Second, the hypothesis that voices with full/robust perceptual presentation of reality are more indicative of disease than voices without (i.e., I/OEXP) needs to be further disambiguated and empirically tested in future work.

Third, the confusion that we observed is, arguably, also due to some extent to a lack of sufficiently thorough engagement with historical sources such as Jaspers. If these authors had been read more closely, misunderstandings like those that we detected could have been avoided.

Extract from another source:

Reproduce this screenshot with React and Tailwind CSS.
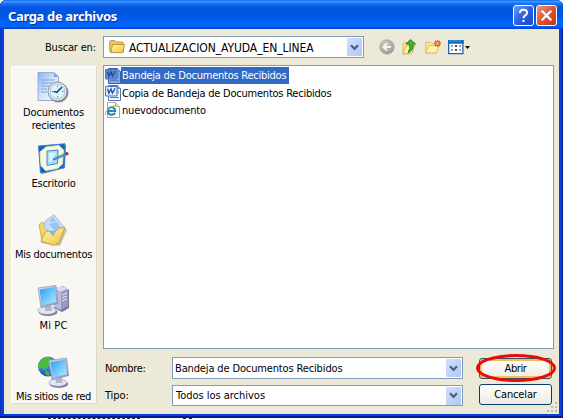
import React from "react";

function Defs() {
  return (
    <svg className="absolute h-0 w-0" aria-hidden="true">
      <defs>
        <linearGradient id="screen" x1="0" y1="0" x2="1" y2="1">
          <stop offset="0" stopColor="#2f9bea" />
          <stop offset=".5" stopColor="#6cc8fb" />
          <stop offset="1" stopColor="#b4ecff" />
        </linearGradient>
        <linearGradient id="folder" x1="0" y1="0" x2="1" y2="1">
          <stop offset="0" stopColor="#fff6b0" />
          <stop offset="1" stopColor="#f0c23c" />
        </linearGradient>
        <linearGradient id="paper" x1="0" y1="0" x2="1" y2="1">
          <stop offset="0" stopColor="#86b0ee" />
          <stop offset=".5" stopColor="#d5e6fb" />
          <stop offset="1" stopColor="#f4f9ff" />
        </linearGradient>
        <linearGradient id="metal" x1="0" y1="0" x2="1" y2="1">
          <stop offset="0" stopColor="#e8e9f4" />
          <stop offset="1" stopColor="#8386b0" />
        </linearGradient>
        <radialGradient id="globe" cx=".4" cy=".3" r=".8">
          <stop offset="0" stopColor="#5bb5f5" />
          <stop offset="1" stopColor="#0b3fae" />
        </radialGradient>
        <radialGradient id="gray" cx=".4" cy=".3" r=".7">
          <stop offset="0" stopColor="#cfcfca" />
          <stop offset="1" stopColor="#9c9c98" />
        </radialGradient>
      </defs>
    </svg>
  );
}

const RecentIcon = () => (
  <svg className="block h-8 w-8" viewBox="0 0 32 32">
    <path d="M2 1h16l4 4v24H2z" fill="#8f9ab5" opacity=".5" />
    <path d="M1 .5h16l4.500 4.500v23.500H1z" fill="url(#paper)" stroke="#7b9cd0" strokeWidth=".7" />
    <path d="M17 .5V5h4.500z" fill="#7aa6e3" />
    <path d="M4 8h14M4 11h13M4 14h8M4 17h6M4 20h6" stroke="#7ea6dc" strokeWidth="1" />
    <ellipse cx="21.500" cy="20.500" rx="10" ry="10" fill="#7d8795" />
    <circle cx="20.500" cy="19.500" r="9.500" fill="#dfe8ee" stroke="#8794a2" />
    <circle cx="20.500" cy="19.500" r="7.300" fill="#dcf6ff" stroke="#a6bac6" strokeWidth=".8" />
    <path d="M20.500 13.500v1.500M20.500 24v1.500M14.500 19.500H16M25 19.500h1.500" stroke="#5196c5" />
    <path d="M25 15l-5 5M16.500 19.500l4.500 1" stroke="#174f78" strokeWidth="1.700" />
  </svg>
);

const DesktopIcon = () => (
  <svg className="block h-8 w-8" viewBox="0 0 32 32">
    <path d="M3 4.500L29 2l-1 23L5 31z" fill="#7184a5" />
    <path d="M1.500 3L28 .8l-1 24L3.500 30z" fill="#1261bd" stroke="#397fc8" />
    <path d="M9 4l13-1.500 4.500 4.500-1 14-5 4.500-12 2-4.500-5L3 9z" fill="#f8f9db" stroke="#dce8ca" />
    <path d="M10 8l11-1-.5 13.500L10 22.500z" fill="#a9dcfa" stroke="#3f8ad0" />
    <path d="M12 10l7-.5-5 9-2 .5z" fill="#d8f2ff" />
    <path d="M16 16l12-5.500 1.500 1.500L17 17z" fill="#67a9dd" stroke="#2468a5" strokeWidth=".7" />
    <path d="M28 10l2.500-1.200 1.300 2.700-2.600 1z" fill="#a32a3f" />
  </svg>
);

const DocumentsIcon = () => (
  <svg className="block h-8 w-8" viewBox="0 0 32 32">
    <path d="M4 12v17l19 3 7-16-8-7z" fill="#99906a" opacity=".5" />
    <path d="M2 10.500l3-2.500 4 3 14 3-2 16-16-3z" fill="#f6d661" stroke="#c49c35" strokeWidth=".7" />
    <path d="M8 7L17 .7 27 13l-9 9L7 14z" fill="#c5dcfa" stroke="#9bb4da" strokeWidth=".8" />
    <path d="M15 3l4 4-6 1zM12 10l8-2 3 5-6 3z" fill="#8cb5f0" opacity=".7" />
    <path d="M4 27l5-10 8 1 5-4 6-.5-5.500 14.500-6 3.500z" fill="url(#folder)" stroke="#b8943a" strokeWidth=".8" />
    <path d="M12 17.500l8-2-4 7z" fill="#7fb0ec" opacity=".9" />
  </svg>
);

function Monitor() {
  return (
    <g>
      <ellipse cx="11" cy="27" rx="9.500" ry="4" fill="#777a9c" />
      <ellipse cx="10" cy="25.500" rx="9" ry="3.800" fill="#e4e6f4" stroke="#a0a2bf" strokeWidth=".7" />
      <path d="M8 20h6l1 6H8z" fill="#b2b4d0" />
      <path d="M1 3l18-2.500 2 18L4 22.500z" fill="url(#metal)" stroke="#9396b7" strokeWidth=".7" />
      <path d="M2.500 4.500l15-2.200L19.500 17 5 20.500z" fill="url(#screen)" />
    </g>
  );
}

const ComputerIcon = () => (
  <svg className="block h-8 w-8" viewBox="0 0 32 32">
    <path d="M17 4l9-3 6 4v18l-7 4-8-4z" fill="#74769c" />
    <path d="M17 4l8-3 6 3-7 3z" fill="#d9daf0" />
    <path d="M17 4l7 3v18l-7-3z" fill="#b8bbdb" />
    <path d="M24 7l7-3v17l-7 4z" fill="#9699c4" />
    <path d="M25 10l5-2M25 13l5-2M25 16l5-2" stroke="#e5e5f5" />
    <Monitor />
  </svg>
);

const NetworkIcon = () => (
  <svg className="block h-8 w-8" viewBox="0 0 32 32">
    <circle cx="11" cy="10.500" r="10" fill="url(#globe)" />
    <path d="M3 5q4-4 8-4l4 1-3 3 2 3-4 2-2 4-3-2-3 1-1-4zM8 15l4 1 1 4-4-1zM15 3l4 3-3 2z" fill="#4dbb36" />
    <g transform="translate(11 1.500) scale(.98)"><Monitor /></g>
  </svg>
);

const FolderIcon = () => (
  <svg className="block h-4 w-4 shrink-0" viewBox="0 0 16 16">
    <path d="M.7 3.500q0-2 1.500-2h3.500L7.200 3h6q1.300 0 1.300 1.500V13H1.500q-.8 0-.8-1z" fill="#f0c94f" stroke="#b08d2e" strokeWidth=".8" />
    <path d="M3.500 5.500h12L14 13q-.2.700-1 .7H2z" fill="url(#folder)" stroke="#b18a24" strokeWidth=".8" />
  </svg>
);

const WordIcon = ({ selected }) => (
  <svg className="block h-4 w-4 shrink-0" viewBox="0 0 16 16">
    <path d="M3.500.5h9l3 3v12h-12z" fill={selected ? "#86a9dd" : "#f8fbff"} stroke={selected ? "#3260ad" : "#5476af"} />
    <path d="M12.500.5v3h3" fill="#a9bee2" stroke="#5476af" strokeWidth=".8" />
    <path d="M12 6h2M12 8h2M5 12.500h9" stroke="#5c7fb9" />
    <path d="M.5 1.500h11.500v9.500H.5z" fill={selected ? "#5f89cd" : "#e4eefe"} stroke="#4a76bd" />
    <path d="M2.500 3.800l1.400 4.400 2.100-4.200 1.400 4.200 2.600-4.800" fill="none" stroke={selected ? "#1d4a9c" : "#1b4ca7"} strokeWidth="1.300" />
  </svg>
);

const WebIcon = () => (
  <svg className="block h-4 w-4 shrink-0" viewBox="0 0 16 16">
    <path d="M2.500.5h8l4 4v11h-12z" fill="#fffef8" stroke="#9ca495" strokeWidth=".9" />
    <path d="M10.500.5v4h4" fill="#e3e2cf" stroke="#9ca495" strokeWidth=".8" />
    <path d="M3 9h7.200c.2-5-7.500-5-7.300.3.200 4.500 5.800 4.300 7.200 1.500" fill="none" stroke="#2384c5" strokeWidth="2" />
    <path d="M.8 13c-2-2.500 5-10 10.500-9.500" fill="none" stroke="#d9a62d" />
  </svg>
);

function DropArrow() {
  return (
    <span className="flex h-[18px] w-[15px] shrink-0 items-center justify-center rounded-[1px] bg-linear-to-br from-[#d2e0fe] to-[#afc6f5]">
      <svg className="block h-[7px] w-[9px]" viewBox="0 0 9 7"><path d="M1 1.300l3.500 3.500L8 1.300" fill="none" stroke="#4d6185" strokeWidth="2.300" /></svg>
    </span>
  );
}

const places = [
  { icon: RecentIcon, lines: [["Documentos", "tracking-[-0.16px]"], ["recientes", "tracking-[-0.24px]"]], height: "h-[71px]" },
  { icon: DesktopIcon, lines: [["Escritorio", "tracking-[-0.25px]"]], height: "h-[71px]" },
  { icon: DocumentsIcon, lines: [["Mis documentos", "tracking-[-0.25px]"]], height: "h-[71px]" },
  { icon: ComputerIcon, lines: [["Mi PC", "tracking-[0.1px]"]], height: "h-[71px]" },
  { icon: NetworkIcon, lines: [["Mis sitios de red", "tracking-[-0.3px]"]], height: "h-[50px]" },
];

function TitleBar() {
  return (
    <header className="flex h-[29px] shrink-0 items-center rounded-t-[6px] bg-[linear-gradient(180deg,#0868e8_0%,#3c97ff_5%,#1b73f5_12%,#0356df_25%,#0054e3_52%,#0065fb_78%,#0063f6_91%,#003dcb_100%)] pl-2 pr-[6px] pt-[2px]">
      <span className="grow whitespace-nowrap font-['Noto_Sans'] text-[13px] font-bold leading-4 tracking-[-0.36px] text-white [text-shadow:1px_1px_#0a338f]">Carga de archivos</span>
      <div className="flex gap-[2px]">
        <button className="flex h-[21px] w-[21px] items-center justify-center rounded-[3px] border border-white bg-linear-to-br from-[#6d9bfa] via-[#2d62e2] to-[#1748c8]">
          <svg className="block h-[15px] w-[13px]" viewBox="0 0 13 15"><path d="M3 5q0-3.300 3.600-3.300T10 4.800q0 1.600-1.700 2.600T6.500 10.200M6.500 12v2" fill="none" stroke="#fff" strokeWidth="2" /></svg>
        </button>
        <button className="flex h-[21px] w-[21px] items-center justify-center rounded-[3px] border border-white bg-linear-to-br from-[#ee9479] via-[#e15230] to-[#c13510]">
          <svg className="block h-[13px] w-[13px]" viewBox="0 0 13 13"><path d="M1.700 1.700l9.600 9.600M11.300 1.700L1.700 11.300" stroke="#fff" strokeWidth="2.300" /></svg>
        </button>
      </div>
    </header>
  );
}

function Toolbar() {
  return (
    <div className="flex h-9 shrink-0 items-start pt-[7px]">
      <span className="w-[99px] pl-[41px] pt-px text-[11px] leading-[22px] tracking-[-0.18px]">Buscar en:</span>
      <div className="flex h-[22px] w-[261px] items-center border border-[#7f9db9] bg-white pl-[5px] pr-px">
        <FolderIcon />
        <span className="grow whitespace-nowrap pl-1 pt-px text-[12px] leading-4 tracking-[-0.07px]">ACTUALIZACION_AYUDA_EN_LINEA</span>
        <DropArrow />
      </div>
      <div className="flex h-[22px] items-center pl-[15px]">
        <svg className="h-4 w-4" viewBox="0 0 16 16"><circle cx="8" cy="8" r="7.200" fill="url(#gray)" stroke="#a1a19d" strokeWidth=".7" /><path d="M12 8H4.500M8 4.500L4.500 8 8 11.500" fill="none" stroke="#f5f5ef" strokeWidth="1.900" /></svg>
        <svg className="ml-[7px] h-4 w-4" viewBox="0 0 16 16"><path d="M1 4l4-1 1 1h5v9l-3 2H1z" fill="#f9e184" stroke="#d7b44e" strokeWidth=".8" /><path d="M1 15L4 7l9-1-3 8z" fill="#fff2a1" stroke="#d1ab43" strokeWidth=".8" /><path d="M4 5L8.500.5 13.500 5H11q1 6.500-5 8.500 3-4 1.500-8.500z" fill="#42b735" stroke="#16761b" strokeWidth=".9" /></svg>
        <svg className="ml-[7px] h-4 w-4" viewBox="0 0 16 16"><path d="M.7 3h4.500L6.500 4.500h5V14H.7z" fill="#ffe68e" stroke="#dcb155" strokeWidth=".8" /><path d="M.7 14l3-7.500H14L11.500 14z" fill="#fff2ad" stroke="#dcae50" strokeWidth=".8" /><path d="M12.500 1v7M9 4.500h7M10 2l5 5M15 2l-5 5" stroke="#e8541d" strokeWidth="1.300" /><circle cx="12.500" cy="4.500" r="1.200" fill="#ffd66f" /></svg>
        <svg className="ml-[7px] h-4 w-4" viewBox="0 0 16 16"><path d="M.7 1.700h14.200v13H.7z" fill="#fff" stroke="#1466b5" strokeWidth="1.300" /><path d="M0 1h15.500v3.700H0z" fill="#1263bb" /><path d="M1 2h12" stroke="#4ba0ee" /><path d="M3 6h2v2H3zM11 10h2v2h-2z" fill="#8fb07f" /><path d="M7 6h2v2H7zM7 10h2v2H7z" fill="#285b98" /><path d="M11 6h2v2h-2zM3 10h2v2H3z" fill="#cf8a5c" /></svg>
        <svg className="ml-[1px] h-[3px] w-[5px]" viewBox="0 0 5 3"><path d="M0 0h5L2.500 3z" fill="#000" /></svg>
      </div>
    </div>
  );
}

function Places() {
  return (
    <nav className="flex h-[338px] w-[86px] flex-col border border-[#dedac8] border-l-white border-t-white bg-[#f8f7f2] pt-[5px]">
      {places.map(({ icon: Icon, lines, height }) => (
        <div key={lines[0][0]} className={"flex shrink-0 flex-col items-center " + height}>
          <div className="pr-[3px]"><Icon /></div>
          <div className="pr-px pt-[2px]">
            {lines.map(([text, tracking]) => (
              <div key={text} className={"whitespace-nowrap text-center text-[11px] leading-[13px] " + tracking}>{text}</div>
            ))}
          </div>
        </div>
      ))}
    </nav>
  );
}

function FileList() {
  return (
    <div className="h-[284px] w-[451px] border border-[#7f9db9] bg-white pl-px pt-px text-[11px] leading-[17px]">
      <div className="flex h-[17px] items-center"><WordIcon selected /><span className="h-[17px] w-[168px] whitespace-nowrap bg-[#316ac5] pl-px pt-px leading-4 tracking-[-0.24px] text-white">Bandeja de Documentos Recibidos</span></div>
      <div className="flex h-[17px] items-center"><WordIcon /><span className="whitespace-nowrap pl-px pt-px tracking-[-0.23px]">Copia de Bandeja de Documentos Recibidos</span></div>
      <div className="flex h-[17px] items-center"><WebIcon /><span className="whitespace-nowrap pl-px pt-px tracking-[-0.2px]">nuevodocumento</span></div>
    </div>
  );
}

function Fields() {
  return (
    <div className="flex pt-2">
      <div className="flex w-[360px] flex-col gap-[6px]">
        <div className="flex h-[22px] items-center">
          <span className="w-[69px] pl-[2px] pt-[2px] text-[11px] tracking-[-0.3px]">Nombre:</span>
          <div className="flex h-[22px] w-[291px] items-center border border-[#7f9db9] bg-white pl-[2px] pr-px"><span className="grow pt-[2px] text-[11px] tracking-[-0.14px]">Bandeja de Documentos Recibidos</span><DropArrow /></div>
        </div>
        <div className="flex h-[21px] items-center">
          <span className="w-[69px] pl-[2px] pt-px text-[11px] tracking-[-0.1px]">Tipo:</span>
          <div className="flex h-[21px] w-[291px] items-center border border-[#7f9db9] bg-white pl-[3px] pr-px"><span className="grow pt-[2px] text-[11px] tracking-[-0.02px]">Todos los archivos</span><DropArrow /></div>
        </div>
      </div>
      <div className="flex flex-col gap-[5px] pl-4 pt-px">
        <button className="relative h-[21px] w-[73px] rounded-[3px] border border-[#36526b] bg-linear-to-b from-[#fffef9] to-[#efede5] text-[11px] leading-[19px] tracking-[-0.4px] shadow-[inset_0_0_0_2px_#f5bd54]">
          Abrir
          <svg className="absolute -left-[5px] -top-[6px] h-[30px] w-[82px]" viewBox="0 0 82 30"><ellipse cx="41" cy="15" rx="38.500" ry="12.500" fill="none" stroke="#e60b0f" strokeWidth="3" /></svg>
        </button>
        <button className="h-[21px] w-[73px] rounded-[3px] border border-[#0c3c69] bg-linear-to-b from-white to-[#ece9e1] text-[11px] leading-[19px] tracking-[-0.15px]">Cancelar</button>
      </div>
    </div>
  );
}

export default function App() {
  return (
    <main className="relative flex h-[419px] w-[563px] flex-col overflow-hidden bg-white font-['DejaVu_Sans_Condensed','DejaVu_Sans',sans-serif] text-black">
      <Defs />
      <section className="flex h-[418px] shrink-0 flex-col rounded-t-[6px] bg-[#0a3fd8] shadow-[inset_-1px_-2px_#001c98,inset_1px_0_#0831c4]">
        <TitleBar />
        <div className="mx-1 flex h-[385px] flex-col bg-[#ece9d8]">
          <Toolbar />
          <div className="flex">
            <div className="w-[99px] pl-[7px] pt-px"><Places /></div>
            <div><FileList /><Fields /></div>
          </div>
        </div>
      </section>
      <svg className="absolute left-[546px] top-[401px] h-3 w-3" viewBox="0 0 12 12"><path d="M9 1h2v2H9zM5 5h2v2H5zM9 5h2v2H9zM1 9h2v2H1zM5 9h2v2H5zM9 9h2v2H9z" fill="#bdb9a5" /></svg>
      <div className="flex pl-12">
        <div className="w-[92px] border-t border-dashed border-[#222]" />
        <div className="ml-[43px] w-[9px] border-t border-dashed border-[#222]" />
      </div>
    </main>
  );
}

Finally, our discussion in this article was restricted in several ways. Arguably, there are many further cases of conceptual problems besides confusion about the inner/outer-contrast that have lead to ambiguities and confusion in assessment tools and empirical studies about AVHs—for example, the contrast between experience and belief more generally, or the contrast between ‘voice’ and ‘thought’. Also, we have focused on one example for an assessment tool (the PSE) where the question on the inner/outer-contrast in AVH is unclear and needs to be improved, but there are other cases as well that require discussion. Finally, conceptual problems of this kind are not restricted to AVH, but are relevant to other psychopathological phenomena and their assessment and research, too.